Enforcing Parameterised Nested Loop Join Order for Foreign Table Joins

From: Adam Zegelin <adam(at)relational(dot)io>
To: pgsql-general(at)postgresql(dot)org
Subject: Enforcing Parameterised Nested Loop Join Order for Foreign Table Joins
Date: 2013-03-18 04:09:22
Message-ID: 0DF4E77A-8276-44DC-84F9-0B588733484D@relational.io
Views: Raw Message | Whole Thread | Download mbox | Resend email
Thread:
Lists: pgsql-general

Hello,

I’m in the process of writing a Postgres FDW that can interface with web service endpoints. Certain FDW columns would act as web service parameters, while others would be the output.

For example:

adam=# select * from bing where query = 'xbox';
query | url | description
-------+---------------------------------+---------------------
xbox | http://www.xbox.com/en-AU/index | Xbox Australia is
⋮ | ⋮ | ⋮

For the simple cases, extracting the quals (such as var [query] = const “xbox”) works perfectly.

I’d like to join FDW tables with other tables, possibly local or foreign.
ex: `select * from search_terms, bing where bing.query = search_terms.term`, where `search_terms` is a local table.

Without any parameterised paths, Postgres, as expected, will attempt to perform unfiltered foreign sequence scans followed by a hash join of the two tables. Some service endpoints have no concept of unqualified queries. In the example above, a ‘sequence scan’ of Bing is a not possible.

I generate parameterised paths inside the FDW handler function `GetForeignPaths`. I call `create_foreignscan_path` with a set of req_outer relids found by scanning PlannerInfo’s eq_classes, left_join_clauses and right_join_clauses.

Bitmapset* outer_relids = NULL;

foreach(lc, root->eq_classes) {
EquivalenceClass* ec = (EquivalenceClass *) lfirst(lc);
if (ec->ec_members->length > 1)
outer_relids = bms_union(outer_relids, ec->ec_relids);
}

foreach(lc, list_union(root->left_join_clauses, root->right_join_clauses)) {
RestrictInfo *ri = (RestrictInfo *) lfirst(lc);
outer_relids = bms_union(outer_relids, ri->outer_relids);
}

Bitmapset* req_outer = bms_difference(outer_relids,
bms_make_singleton(baserel->relid));

foreignPath = create_foreignscan_path(root, baserel, nbrows, 0, 0, NIL, req_outer, NULL);

For simple joins this works. `BeginForeignScan` can access a list of quals with params, and the planner generates an appropriate nested loop join over the foreign table.
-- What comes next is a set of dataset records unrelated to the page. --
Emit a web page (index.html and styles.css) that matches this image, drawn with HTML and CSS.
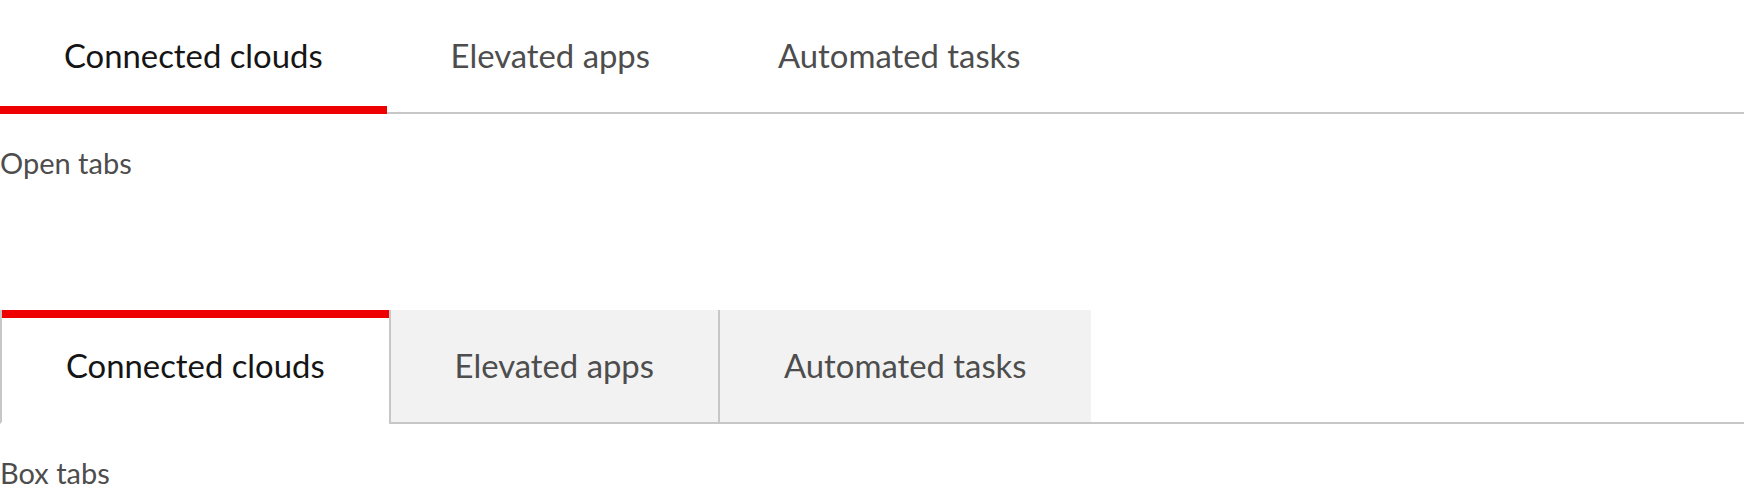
FILE: index.html
```html
<!DOCTYPE html>
<html lang="en">
<head>
<meta charset="utf-8">
<title>Tabs</title>
<link rel="stylesheet" href="styles.css">
</head>
<body>
  <section class="demo demo-open">
    <div class="tabs tabs-open" role="tablist">
      <button class="tab is-active" role="tab" aria-selected="true">Connected clouds</button>
      <button class="tab" role="tab">Elevated apps</button>
      <button class="tab" role="tab">Automated tasks</button>
    </div>
    <p class="label">Open tabs</p>
  </section>
  <section class="demo demo-box">
    <div class="tabs tabs-box" role="tablist">
      <button class="tab is-active" role="tab" aria-selected="true">Connected clouds</button>
      <button class="tab" role="tab">Elevated apps</button>
      <button class="tab tab-last" role="tab">Automated tasks</button>
      <span class="tabs-fill"></span>
    </div>
    <p class="label">Box tabs</p>
  </section>
</body>
</html>
```

FILE: styles.css
```css
* { box-sizing: border-box; }
html, body { margin: 0; padding: 0; background: #ffffff; }
body {
  font-family: "Lato", "Noto Sans", sans-serif;
  color: #151515;
  height: 492px;
  overflow: hidden;
}

.demo-box { margin-top: 126px; }

.tabs {
  display: flex;
  align-items: stretch;
}

.tab {
  position: relative;
  font-family: inherit;
  font-size: 32.85px;
  font-weight: 400;
  line-height: 48px;
  padding: 32px 64px;
  margin: 0;
  border: 0;
  background: transparent;
  color: #4d4d4d;
  white-space: nowrap;
  cursor: pointer;
}
.tab.is-active { color: #151515; }

/* open */
.tabs-open { border-bottom: 2px solid #c7c7c7; }
.tabs-open .tab.is-active::after {
  content: "";
  position: absolute;
  left: 0;
  right: 0;
  bottom: -2px;
  height: 8px;
  background: #ee0000;
}

/* box */
.tabs-box .tab {
  background: #f2f2f2;
  border-left: 2px solid #c7c7c7;
  border-bottom: 2px solid #c7c7c7;
}
.tabs-box .tab.is-active {
  background: #ffffff;
  border-bottom-color: #ffffff;
}
.tabs-box .tab.is-active::before {
  content: "";
  position: absolute;
  left: 0;
  right: 0;
  top: 0;
  height: 8px;
  background: #ee0000;
}
.tabs-fill {
  flex: 1;
  border-bottom: 2px solid #c7c7c7;
}

.label {
  margin: 28px 0 0;
  font-size: 29px;
  font-weight: 400;
  line-height: 42px;
  color: #4d4d4d;
}
```
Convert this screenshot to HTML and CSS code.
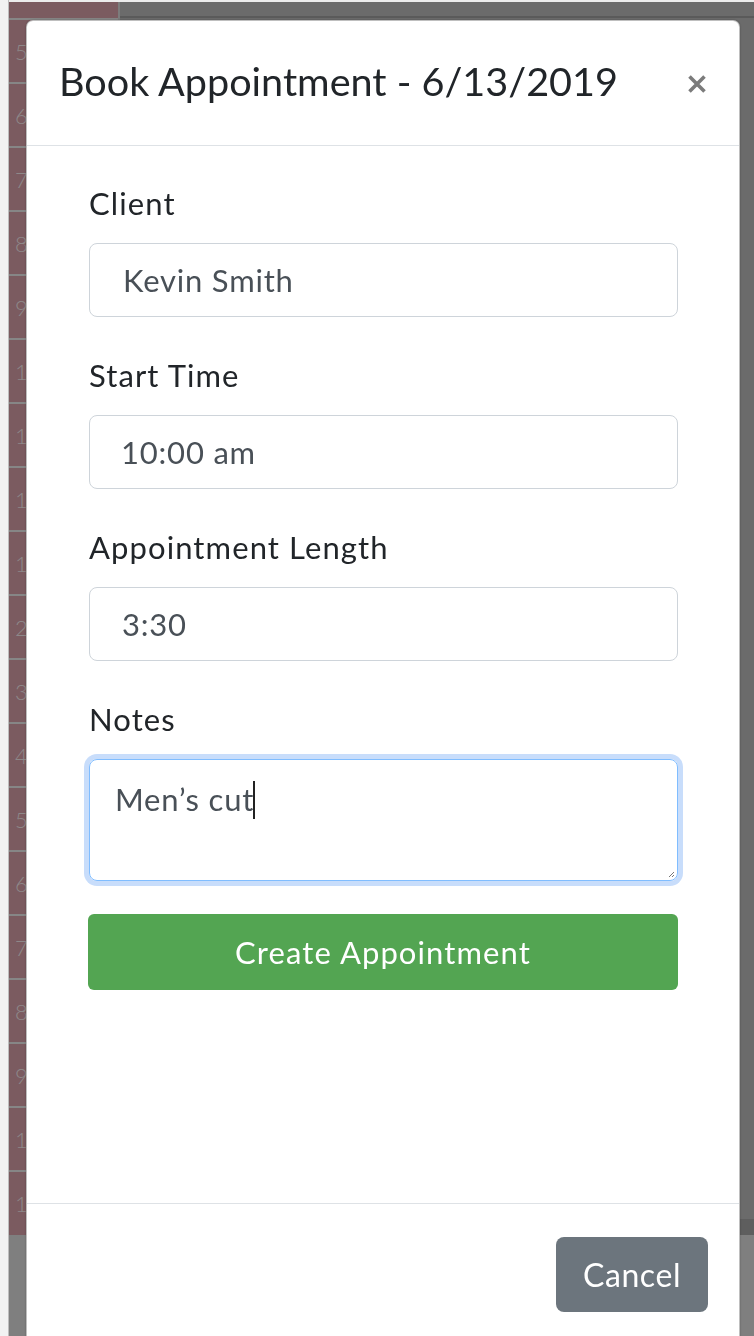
FILE: index.html
```html
<!DOCTYPE html>
<html lang="en">
<head>
<meta charset="utf-8">
<title>Book Appointment</title>
<link rel="stylesheet" href="styles.css">
</head>
<body>
<div class="screen">
  <div class="edge"></div>
  <div class="app">
    <div class="topline"></div>
    <div class="calendar">
      <div class="times">
        <div class="times-head"></div>
        <div class="slot"><span>5</span></div>
        <div class="slot"><span>6</span></div>
        <div class="slot"><span>7</span></div>
        <div class="slot"><span>8</span></div>
        <div class="slot"><span>9</span></div>
        <div class="slot"><span>10</span></div>
        <div class="slot"><span>11</span></div>
        <div class="slot"><span>12</span></div>
        <div class="slot"><span>1</span></div>
        <div class="slot"><span>2</span></div>
        <div class="slot"><span>3</span></div>
        <div class="slot"><span>4</span></div>
        <div class="slot"><span>5</span></div>
        <div class="slot"><span>6</span></div>
        <div class="slot"><span>7</span></div>
        <div class="slot"><span>8</span></div>
        <div class="slot"><span>9</span></div>
        <div class="slot"><span>10</span></div>
        <div class="slot"><span>11</span></div>
      </div>
      <div class="grid">
        <div class="grid-head"></div>
        <div class="grid-body"></div>
        <div class="scrollbar"></div>
      </div>
    </div>
    <div class="below"></div>
  </div>
</div>

<div class="overlay">
  <div class="modal">
    <div class="modal-header">
      <h5 class="modal-title">Book Appointment - 6/13/2019</h5>
      <button class="close" type="button" aria-label="Close">
        <svg width="20" height="20" viewBox="0 0 20 20"><path d="M2.5 2.5 L17.5 17.5 M17.5 2.5 L2.5 17.5" stroke="#7b7b7b" stroke-width="3.6" stroke-linecap="butt"/></svg>
      </button>
    </div>
    <div class="modal-body">
      <div class="field">
        <label class="label">Client</label>
        <div class="input client">Kevin Smith</div>
      </div>
      <div class="field">
        <label class="label">Start Time</label>
        <div class="input time">10:00 am</div>
      </div>
      <div class="field">
        <label class="label">Appointment Length</label>
        <div class="input length">3:30</div>
      </div>
      <div class="field">
        <label class="label">Notes</label>
        <div class="textarea">Men’s cut<span class="caret"></span>
          <svg class="grip" width="8" height="8" viewBox="0 0 8 8"><path d="M7 2 L2 7 M7 5 L5 7" stroke="#777" stroke-width="1"/></svg>
        </div>
      </div>
      <button class="btn-create" type="button">Create Appointment</button>
    </div>
    <div class="modal-footer">
      <button class="btn-cancel" type="button">Cancel</button>
    </div>
  </div>
</div>
</body>
</html>
```

FILE: styles.css
```css
* { box-sizing: border-box; }

html, body {
  margin: 0;
  padding: 0;
  height: 1336px;
  overflow: hidden;
  font-family: "Lato", "Noto Sans", sans-serif;
}

.screen {
  display: flex;
  height: 1336px;
  background: #f2f2f2;
}

.edge {
  width: 9px;
  background: #f2f2f2;
  border-right: 1px solid #bdbdbd;
}

.app {
  flex: 1;
  display: flex;
  flex-direction: column;
  background: #7e7e7e;
}

.topline {
  height: 2px;
  background: #ececec;
}

.calendar {
  display: flex;
  height: 1233px;
}

.times {
  width: 109px;
  background: #7b5b60;
  display: flex;
  flex-direction: column;
  overflow: hidden;
}

.times-head {
  height: 16px;
}

.slot {
  height: 64px;
  border-top: 2px solid #868686;
  display: flex;
  align-items: center;
  padding-left: 6px;
  color: #8e8889;
  font-size: 22px;
  font-weight: 300;
}

.grid {
  flex: 1;
  border-left: 2px solid #7c7c7c;
  background: #6b6b6b;
  display: flex;
  flex-direction: column;
}

.grid-head {
  height: 16px;
  border-bottom: 2px solid #5a5a5a;
}

.grid-body {
  flex: 1;
}

.scrollbar {
  height: 16px;
  background: #5e5e5e;
}

.below {
  flex: 1;
  background: #7f7f7f;
}

/* Modal */
.overlay {
  position: fixed;
  inset: 0;
  padding: 20px 14px 0 26px;
}

.modal {
  width: 714px;
  height: 1400px;
  background: #fff;
  border: 1px solid rgba(0, 0, 0, 0.25);
  border-radius: 7px;
  box-shadow: 0 0 2px rgba(0, 0, 0, 0.3);
  display: flex;
  flex-direction: column;
}

.modal-header {
  height: 125px;
  flex: none;
  border-bottom: 1px solid #dee2e6;
  display: flex;
  align-items: center;
  justify-content: space-between;
  padding: 0 32px 0 32px;
}

.modal-title {
  margin: 0;
  font-size: 39.6px;
  font-weight: 400;
  line-height: 48px;
  color: #212529;
  padding-bottom: 4px;
}

.close {
  border: 0;
  background: none;
  padding: 0;
  width: 20px;
  height: 20px;
  display: flex;
  margin-top: 2px;
}

.modal-body {
  height: 1057px;
  flex: none;
  padding: 35px 61px 0 62px;
  display: flex;
  flex-direction: column;
}

.field {
  display: flex;
  flex-direction: column;
  margin-bottom: 36px;
}

.label {
  font-size: 31px;
  line-height: 45px;
  letter-spacing: 1.1px;
  color: #212529;
  margin-bottom: 17px;
}

.input {
  height: 74px;
  border: 1px solid #ced4da;
  border-radius: 8px;
  display: flex;
  align-items: center;
  padding-left: 33px;
  font-size: 31px;
  letter-spacing: 0.8px;
  color: #495057;
}

.input.time { padding-left: 31px; }
.input.length { padding-left: 32px; }

.textarea {
  position: relative;
  height: 122px;
  border: 1px solid #80bdff;
  border-radius: 8px;
  box-shadow: 0 0 0 5px #c8ddfb;
  padding: 17px 0 0 25px;
  font-size: 31px;
  letter-spacing: 0.8px;
  line-height: 44px;
  color: #495057;
}

.caret {
  display: inline-block;
  width: 2px;
  height: 38px;
  background: #222;
  vertical-align: -8px;
  margin-left: -1px;
}

.grip {
  position: absolute;
  right: 2px;
  bottom: 2px;
}

.field:nth-child(4) {
  margin-bottom: 33px;
}

.btn-create {
  height: 76px;
  margin-left: -1px;
  border: 0;
  border-radius: 6px;
  background: #53a552;
  color: #fff;
  font-family: inherit;
  font-size: 31px;
  letter-spacing: 1.1px;
}

.modal-footer {
  border-top: 1px solid #dee2e6;
  display: flex;
  justify-content: flex-end;
  padding: 33px 31px 0 0;
}

.btn-cancel {
  width: 152px;
  height: 75px;
  border: 0;
  border-radius: 8px;
  background: #6c757d;
  color: #fff;
  font-family: inherit;
  font-size: 32px;
  letter-spacing: 0.6px;
}
```
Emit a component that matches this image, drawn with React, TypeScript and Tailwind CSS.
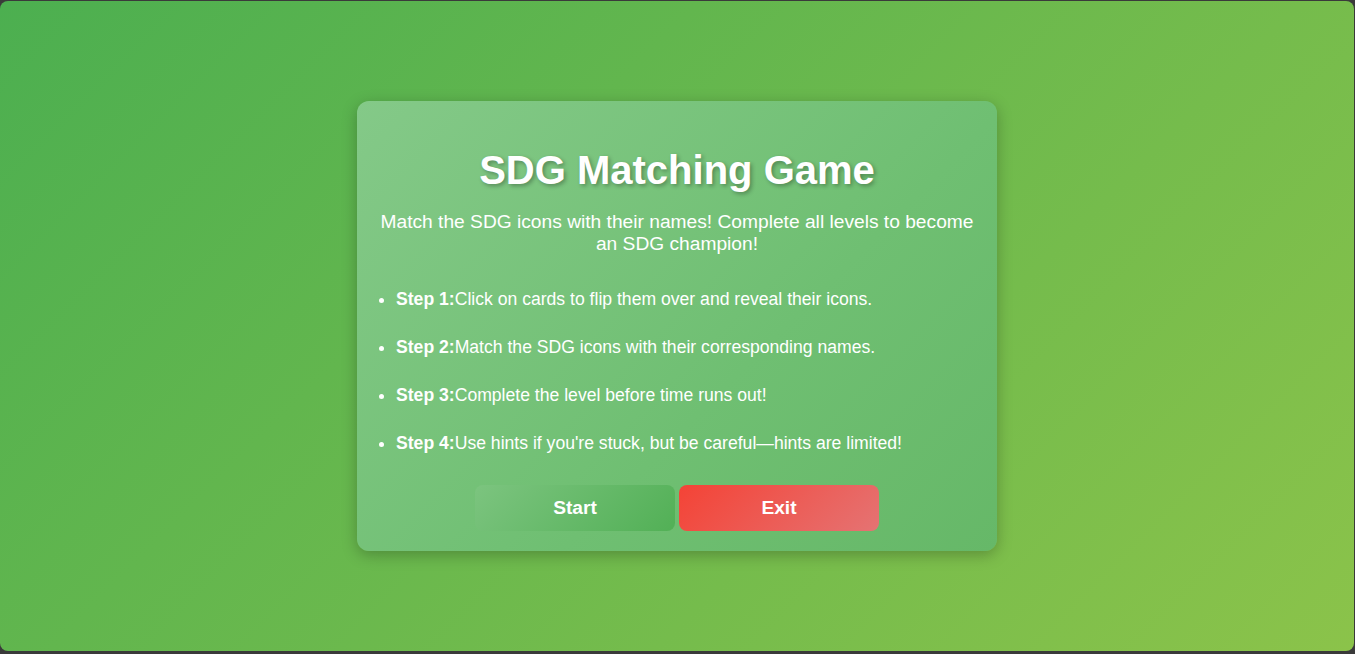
import React from "react";

export default function App() {
  const steps = [
    ["Step 1:", "Click on cards to flip them over and reveal their icons."],
    ["Step 2:", "Match the SDG icons with their corresponding names."],
    ["Step 3:", "Complete the level before time runs out!"],
    ["Step 4:", "Use hints if you're stuck, but be careful—hints are limited!"],
  ];
  return (
    <div className="w-[1355px] h-[654px] bg-[#3a3a3a] pt-px pb-[3px] pr-px" style={{ fontFamily: '"Liberation Sans", Arial, sans-serif' }}>
      <div className="w-full h-full rounded-lg bg-[linear-gradient(135deg,#4caf50,#8bc34a)] flex justify-center">
        <div className="mt-[100px] w-[640px] h-[450px] self-start rounded-xl bg-[linear-gradient(135deg,#84c988,#6fbf72_60%,#66b868)] shadow-[0_4px_15px_rgba(0,0,0,0.25)] p-5 text-white">
          <h1 className="mt-[26px] text-center text-[40px] leading-[46px] font-bold [text-shadow:2px_2px_4px_rgba(0,0,0,0.3)]">
            SDG Matching Game
          </h1>
          <p className="mt-[18px] text-center text-[19.2px] leading-[22px]">
            Match the SDG icons with their names! Complete all levels to become an SDG champion!
          </p>
          <ul className="mt-[33px] pl-[19px] list-disc flex flex-col gap-[26px] text-[17.6px] leading-[22px]">
            {steps.map(([a, b]) => (
              <li key={a}>
                <b>{a}</b>
                {b}
              </li>
            ))}
          </ul>
          <div className="mt-[31px] flex justify-center gap-1">
            <button className="w-[200px] h-[46px] rounded-lg bg-[linear-gradient(135deg,#7cc47f,#52b056)] text-white font-bold text-[19.2px]">
              Start
            </button>
            <button className="w-[200px] h-[46px] rounded-lg bg-[linear-gradient(135deg,#f44336,#e57373)] text-white font-bold text-[19.2px]">
              Exit
            </button>
          </div>
        </div>
      </div>
    </div>
  );
}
adam=# explain select * from search_terms, bing where bing.query = search_terms.term;
QUERY PLAN
-----------------------------------------------------------------------
Nested Loop (cost=0.00..49.30 rows=6550 width=96)
-> Seq Scan on search_terms (cost=0.00..23.10 rows=1310 width=32)
-> Foreign Scan on bing (cost=0.00..0.00 rows=2 width=64)
Filter: (search_terms.term = query)

Even a query over two foreign tables works correctly:

adam=# create foreign table ft1 (inp text, out text) server test;
adam=# create foreign table ft2 (inp text, out text) server test;

adam=# explain select * from ft1, ft2 where ft1.inp = ‘hello’ and ft2.inp = ft1.out;
QUERY PLAN
----------------------------------------------------------------------
Nested Loop (cost=0.00..500020.00 rows=5000 width=128)
-> Foreign Scan on ft1 (cost=0.00..500000.00 rows=1000 width=64)
Filter: (inp = 'hello'::text)
-> Foreign Scan on ft2 (cost=0.00..0.00 rows=2 width=64)
Filter: (ft1."out" = inp)

But, on a more complex query consisting of multiple foreign tables the planner generates something a little less desirable:

adam=# create foreign table ft3 (inp text, out text) server test;

adam=# explain select * from ft1, ft2, ft3 where ft1.inp = 'hello' and ft2.inp = ft1.out and ft3.inp = ft2.out;
QUERY PLAN
----------------------------------------------------------------------------------
Nested Loop (cost=500012.50..1000290.00 rows=25000 width=192)
-> Hash Join (cost=500012.50..1000190.00 rows=5000 width=128)
Hash Cond: (ft1."out" = ft2.inp)
-> Foreign Scan on ft1 (cost=0.00..500000.00 rows=1000 width=64)
Filter: (inp = 'hello'::text)
-> Hash (cost=500000.00..500000.00 rows=1000 width=64)
-> Foreign Scan on ft2 (cost=0.00..500000.00 rows=1000 width=64)
-> Foreign Scan on ft3 (cost=0.00..0.00 rows=2 width=64)
Filter: (ft2."out" = inp)

The high total costs are the result of my attempts to coerce the planner to select the parameterised paths and generate filtered foreign scans rather than preferring unfiltered foreign scans.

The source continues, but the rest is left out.